Country house in Shropshire, England

Benthall Hall is a 16th-century English country house in Benthall in the town of Broseley, Shropshire, England, and a few miles from the historic Ironbridge Gorge. It retains much of its fine oak interior, and an elaborate 17th-century staircase. It is still occupied by the Benthall family, but has been owned by the National Trust since 1958, and is open to the public every Monday, Tuesday, Wednesday, Saturday, Sunday and Bank Holiday Monday (February – October).

The Hall was built around 1580, probably on the site of an earlier 12th-century medieval manor and manor house. During the Civil War it was garrisoned, and was a site of several skirmishes.

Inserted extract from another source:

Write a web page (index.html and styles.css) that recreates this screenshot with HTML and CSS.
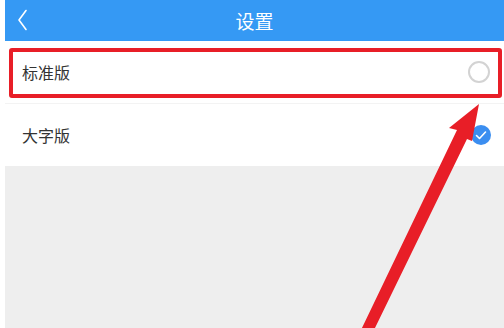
FILE: index.html
```html
<!DOCTYPE html>
<html lang="zh">
<head>
<meta charset="utf-8">
<link rel="stylesheet" href="styles.css">
</head>
<body>
<div class="page">
  <header class="topbar">
    <svg class="back" width="14" height="22" viewBox="0 0 14 22"><polyline points="9,1.5 2,11 9,20.5" fill="none" stroke="#fff" stroke-width="1.6" stroke-linecap="round" stroke-linejoin="round"/></svg>
    <h1 class="title">设置</h1>
  </header>
  <div class="list">
    <div class="row">
      <span class="label">标准版</span>
      <span class="radio"></span>
    </div>
    <div class="row">
      <span class="label">大字版</span>
      <svg class="check" width="22" height="22" viewBox="0 0 22 22"><circle cx="11" cy="11" r="10" fill="#3b8ef0"/><polyline points="6.5,11.5 9.5,14.5 15.5,8" fill="none" stroke="#fff" stroke-width="1.6" stroke-linecap="round" stroke-linejoin="round"/></svg>
    </div>
  </div>
  <div class="filler"></div>
</div>
<div class="highlight"></div>
<svg class="arrow" width="504" height="328" viewBox="0 0 504 328"><polygon points="479,104 472,141 467,139 374,330 361,330 457,130 449,128" fill="#e81e27"/></svg>
</body>
</html>
```
FILE: styles.css
```css
html, body {
  margin: 0;
  padding: 0;
  background: #ffffff;
  width: 504px;
  height: 328px;
  overflow: hidden;
  font-family: "Noto Sans CJK SC", "Noto Sans", sans-serif;
}
.page {
  margin-left: 5px;
  height: 328px;
  display: flex;
  flex-direction: column;
}
.topbar {
  height: 41px;
  background: #3599f4;
  display: flex;
  align-items: center;
  justify-content: center;
  position: relative;
  flex: none;
}
.back {
  position: absolute;
  left: 12px;
  top: 9px;
}
.title {
  margin: 0;
  color: #ffffff;
  font-size: 19px;
  font-weight: 400;
  line-height: 1;
}
.list {
  background: #ffffff;
  flex: none;
}
.row {
  height: 62px;
  display: flex;
  align-items: center;
  justify-content: space-between;
  padding: 0 14px 0 17px;
  border-bottom: 1px solid #f3f3f3;
}
.row:last-child {
  border-bottom: none;
}
.label {
  font-size: 16px;
  color: #333333;
  line-height: 1;
}
.radio {
  width: 18px;
  height: 18px;
  border: 2px solid #d3d3d3;
  border-radius: 50%;
}
.check {
  margin-right: -2px;
}
.filler {
  flex: 1;
  background: #eeeeee;
}
.highlight {
  position: absolute;
  left: 9px;
  top: 48px;
  width: 485px;
  height: 42px;
  border: 4px solid #e81e27;
  border-radius: 3px;
}
.arrow {
  position: absolute;
  left: 0;
  top: 0;
}
```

The garden is largely the product of two tenants. George Maw (1832–1912), local pottery manufacturer and crocus enthusiast developed the garden from around 1865 onwards. Subsequently, the Victorian era Romantic painter and sculptor Robert Bateman (1842–1922), who was the son of a famous horticulturalist, added the rockeries and terraces of the current garden.

The Restoration era church of St. Bartholomew, built 1667–68, stands close by the Hall. The Shropshire Way, a waymarked long-distance footpath, passes through the extensive woodland that lies to the north, between the estate and the River Severn.

In the film Enola Holmes, Benthall Hall was used for the exterior shots of the Holmes' family estate.